[SOURCE EXCERPT]

=======

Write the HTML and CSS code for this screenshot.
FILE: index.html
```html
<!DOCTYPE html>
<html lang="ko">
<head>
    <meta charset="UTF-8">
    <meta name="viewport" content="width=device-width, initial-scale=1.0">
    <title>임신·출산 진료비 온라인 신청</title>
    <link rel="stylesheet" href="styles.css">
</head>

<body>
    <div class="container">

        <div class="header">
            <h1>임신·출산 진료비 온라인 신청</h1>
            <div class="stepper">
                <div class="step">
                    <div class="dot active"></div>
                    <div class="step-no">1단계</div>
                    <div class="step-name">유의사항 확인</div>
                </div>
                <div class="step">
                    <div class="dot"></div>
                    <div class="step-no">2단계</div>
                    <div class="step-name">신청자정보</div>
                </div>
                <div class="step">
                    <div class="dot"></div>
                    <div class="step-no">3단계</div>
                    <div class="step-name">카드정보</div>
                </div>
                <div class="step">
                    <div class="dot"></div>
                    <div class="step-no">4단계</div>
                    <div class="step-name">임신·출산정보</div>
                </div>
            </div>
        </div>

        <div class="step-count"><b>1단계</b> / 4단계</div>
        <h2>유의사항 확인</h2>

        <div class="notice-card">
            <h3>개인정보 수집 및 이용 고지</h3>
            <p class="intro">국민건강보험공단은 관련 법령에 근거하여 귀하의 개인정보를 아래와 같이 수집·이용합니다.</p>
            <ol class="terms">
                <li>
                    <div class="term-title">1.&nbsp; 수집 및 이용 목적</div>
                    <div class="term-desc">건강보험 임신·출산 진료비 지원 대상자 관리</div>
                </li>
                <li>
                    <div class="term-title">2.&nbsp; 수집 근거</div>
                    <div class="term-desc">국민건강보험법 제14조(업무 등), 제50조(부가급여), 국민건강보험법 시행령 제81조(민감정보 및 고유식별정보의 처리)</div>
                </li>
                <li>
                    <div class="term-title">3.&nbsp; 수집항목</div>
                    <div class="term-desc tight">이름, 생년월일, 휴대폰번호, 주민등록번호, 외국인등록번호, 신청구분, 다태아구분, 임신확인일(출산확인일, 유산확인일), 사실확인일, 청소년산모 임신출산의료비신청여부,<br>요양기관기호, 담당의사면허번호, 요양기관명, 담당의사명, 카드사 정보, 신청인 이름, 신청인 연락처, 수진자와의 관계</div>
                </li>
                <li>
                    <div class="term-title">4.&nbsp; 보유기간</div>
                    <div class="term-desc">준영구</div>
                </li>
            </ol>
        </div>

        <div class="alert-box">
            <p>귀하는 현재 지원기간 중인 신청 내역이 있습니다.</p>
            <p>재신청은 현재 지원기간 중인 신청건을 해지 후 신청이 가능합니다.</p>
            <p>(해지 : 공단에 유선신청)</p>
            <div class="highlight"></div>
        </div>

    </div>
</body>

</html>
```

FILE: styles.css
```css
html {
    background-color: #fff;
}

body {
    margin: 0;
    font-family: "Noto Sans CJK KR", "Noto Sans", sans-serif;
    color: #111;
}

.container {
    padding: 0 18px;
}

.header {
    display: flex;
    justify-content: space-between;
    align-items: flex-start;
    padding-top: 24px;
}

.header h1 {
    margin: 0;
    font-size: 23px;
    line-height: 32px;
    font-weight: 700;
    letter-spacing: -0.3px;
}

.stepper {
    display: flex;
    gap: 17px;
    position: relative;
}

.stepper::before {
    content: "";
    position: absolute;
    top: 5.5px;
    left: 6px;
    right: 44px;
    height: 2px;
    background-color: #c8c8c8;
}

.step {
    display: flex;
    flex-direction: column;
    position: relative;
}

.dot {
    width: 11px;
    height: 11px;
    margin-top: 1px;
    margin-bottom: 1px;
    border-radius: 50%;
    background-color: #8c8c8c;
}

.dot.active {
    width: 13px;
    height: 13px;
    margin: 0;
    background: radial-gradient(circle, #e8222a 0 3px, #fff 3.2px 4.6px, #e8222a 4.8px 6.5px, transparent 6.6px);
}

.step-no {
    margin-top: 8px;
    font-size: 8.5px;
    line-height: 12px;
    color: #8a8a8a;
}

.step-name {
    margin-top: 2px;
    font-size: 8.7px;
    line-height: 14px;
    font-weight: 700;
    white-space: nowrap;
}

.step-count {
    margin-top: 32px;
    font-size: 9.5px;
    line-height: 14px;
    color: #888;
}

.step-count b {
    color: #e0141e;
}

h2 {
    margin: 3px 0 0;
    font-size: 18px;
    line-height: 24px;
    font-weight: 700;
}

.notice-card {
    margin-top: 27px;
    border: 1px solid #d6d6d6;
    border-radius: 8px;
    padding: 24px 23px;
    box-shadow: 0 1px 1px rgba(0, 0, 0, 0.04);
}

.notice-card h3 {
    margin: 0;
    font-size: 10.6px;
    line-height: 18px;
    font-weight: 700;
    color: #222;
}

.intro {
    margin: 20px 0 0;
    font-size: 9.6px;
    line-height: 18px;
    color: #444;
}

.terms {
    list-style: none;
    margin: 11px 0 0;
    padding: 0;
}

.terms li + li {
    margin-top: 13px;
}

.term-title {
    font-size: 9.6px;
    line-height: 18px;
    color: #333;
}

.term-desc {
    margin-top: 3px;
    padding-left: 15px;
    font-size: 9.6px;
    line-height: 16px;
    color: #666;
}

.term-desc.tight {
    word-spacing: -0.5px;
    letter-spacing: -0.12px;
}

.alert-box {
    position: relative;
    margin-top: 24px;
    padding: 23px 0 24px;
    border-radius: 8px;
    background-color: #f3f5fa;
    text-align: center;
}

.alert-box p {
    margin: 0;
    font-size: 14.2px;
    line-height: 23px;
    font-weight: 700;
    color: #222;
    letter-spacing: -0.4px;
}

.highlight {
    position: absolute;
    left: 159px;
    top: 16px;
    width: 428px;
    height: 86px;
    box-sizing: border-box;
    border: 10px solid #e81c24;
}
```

=======

[TASK TO CARRY OUT] Repeat the material above exactly.

[PROBLEM SOLUTION]
Write the HTML and CSS code for this screenshot.
FILE: index.html
```html
<!DOCTYPE html>
<html lang="ko">
<head>
    <meta charset="UTF-8">
    <meta name="viewport" content="width=device-width, initial-scale=1.0">
    <title>임신·출산 진료비 온라인 신청</title>
    <link rel="stylesheet" href="styles.css">
</head>

<body>
    <div class="container">

        <div class="header">
            <h1>임신·출산 진료비 온라인 신청</h1>
            <div class="stepper">
                <div class="step">
                    <div class="dot active"></div>
                    <div class="step-no">1단계</div>
                    <div class="step-name">유의사항 확인</div>
                </div>
                <div class="step">
                    <div class="dot"></div>
                    <div class="step-no">2단계</div>
                    <div class="step-name">신청자정보</div>
                </div>
                <div class="step">
                    <div class="dot"></div>
                    <div class="step-no">3단계</div>
                    <div class="step-name">카드정보</div>
                </div>
                <div class="step">
                    <div class="dot"></div>
                    <div class="step-no">4단계</div>
                    <div class="step-name">임신·출산정보</div>
                </div>
            </div>
        </div>

        <div class="step-count"><b>1단계</b> / 4단계</div>
        <h2>유의사항 확인</h2>

        <div class="notice-card">
            <h3>개인정보 수집 및 이용 고지</h3>
            <p class="intro">국민건강보험공단은 관련 법령에 근거하여 귀하의 개인정보를 아래와 같이 수집·이용합니다.</p>
            <ol class="terms">
                <li>
                    <div class="term-title">1.&nbsp; 수집 및 이용 목적</div>
                    <div class="term-desc">건강보험 임신·출산 진료비 지원 대상자 관리</div>
                </li>
                <li>
                    <div class="term-title">2.&nbsp; 수집 근거</div>
                    <div class="term-desc">국민건강보험법 제14조(업무 등), 제50조(부가급여), 국민건강보험법 시행령 제81조(민감정보 및 고유식별정보의 처리)</div>
                </li>
                <li>
                    <div class="term-title">3.&nbsp; 수집항목</div>
                    <div class="term-desc tight">이름, 생년월일, 휴대폰번호, 주민등록번호, 외국인등록번호, 신청구분, 다태아구분, 임신확인일(출산확인일, 유산확인일), 사실확인일, 청소년산모 임신출산의료비신청여부,<br>요양기관기호, 담당의사면허번호, 요양기관명, 담당의사명, 카드사 정보, 신청인 이름, 신청인 연락처, 수진자와의 관계</div>
                </li>
                <li>
                    <div class="term-title">4.&nbsp; 보유기간</div>
                    <div class="term-desc">준영구</div>
                </li>
            </ol>
        </div>

        <div class="alert-box">
            <p>귀하는 현재 지원기간 중인 신청 내역이 있습니다.</p>
            <p>재신청은 현재 지원기간 중인 신청건을 해지 후 신청이 가능합니다.</p>
            <p>(해지 : 공단에 유선신청)</p>
            <div class="highlight"></div>
        </div>

    </div>
</body>

</html>
```

FILE: styles.css
```css
html {
    background-color: #fff;
}

body {
    margin: 0;
    font-family: "Noto Sans CJK KR", "Noto Sans", sans-serif;
    color: #111;
}

.container {
    padding: 0 18px;
}

.header {
    display: flex;
    justify-content: space-between;
    align-items: flex-start;
    padding-top: 24px;
}

.header h1 {
    margin: 0;
    font-size: 23px;
    line-height: 32px;
    font-weight: 700;
    letter-spacing: -0.3px;
}

.stepper {
    display: flex;
    gap: 17px;
    position: relative;
}

.stepper::before {
    content: "";
    position: absolute;
    top: 5.5px;
    left: 6px;
    right: 44px;
    height: 2px;
    background-color: #c8c8c8;
}

.step {
    display: flex;
    flex-direction: column;
    position: relative;
}

.dot {
    width: 11px;
    height: 11px;
    margin-top: 1px;
    margin-bottom: 1px;
    border-radius: 50%;
    background-color: #8c8c8c;
}

.dot.active {
    width: 13px;
    height: 13px;
    margin: 0;
    background: radial-gradient(circle, #e8222a 0 3px, #fff 3.2px 4.6px, #e8222a 4.8px 6.5px, transparent 6.6px);
}

.step-no {
    margin-top: 8px;
    font-size: 8.5px;
    line-height: 12px;
    color: #8a8a8a;
}

.step-name {
    margin-top: 2px;
    font-size: 8.7px;
    line-height: 14px;
    font-weight: 700;
    white-space: nowrap;
}

.step-count {
    margin-top: 32px;
    font-size: 9.5px;
    line-height: 14px;
    color: #888;
}

.step-count b {
    color: #e0141e;
}

h2 {
    margin: 3px 0 0;
    font-size: 18px;
    line-height: 24px;
    font-weight: 700;
}

.notice-card {
    margin-top: 27px;
    border: 1px solid #d6d6d6;
    border-radius: 8px;
    padding: 24px 23px;
    box-shadow: 0 1px 1px rgba(0, 0, 0, 0.04);
}

.notice-card h3 {
    margin: 0;
    font-size: 10.6px;
    line-height: 18px;
    font-weight: 700;
    color: #222;
}

.intro {
    margin: 20px 0 0;
    font-size: 9.6px;
    line-height: 18px;
    color: #444;
}

.terms {
    list-style: none;
    margin: 11px 0 0;
    padding: 0;
}

.terms li + li {
    margin-top: 13px;
}

.term-title {
    font-size: 9.6px;
    line-height: 18px;
    color: #333;
}

.term-desc {
    margin-top: 3px;
    padding-left: 15px;
    font-size: 9.6px;
    line-height: 16px;
    color: #666;
}

.term-desc.tight {
    word-spacing: -0.5px;
    letter-spacing: -0.12px;
}

.alert-box {
    position: relative;
    margin-top: 24px;
    padding: 23px 0 24px;
    border-radius: 8px;
    background-color: #f3f5fa;
    text-align: center;
}

.alert-box p {
    margin: 0;
    font-size: 14.2px;
    line-height: 23px;
    font-weight: 700;
    color: #222;
    letter-spacing: -0.4px;
}

.highlight {
    position: absolute;
    left: 159px;
    top: 16px;
    width: 428px;
    height: 86px;
    box-sizing: border-box;
    border: 10px solid #e81c24;
}
```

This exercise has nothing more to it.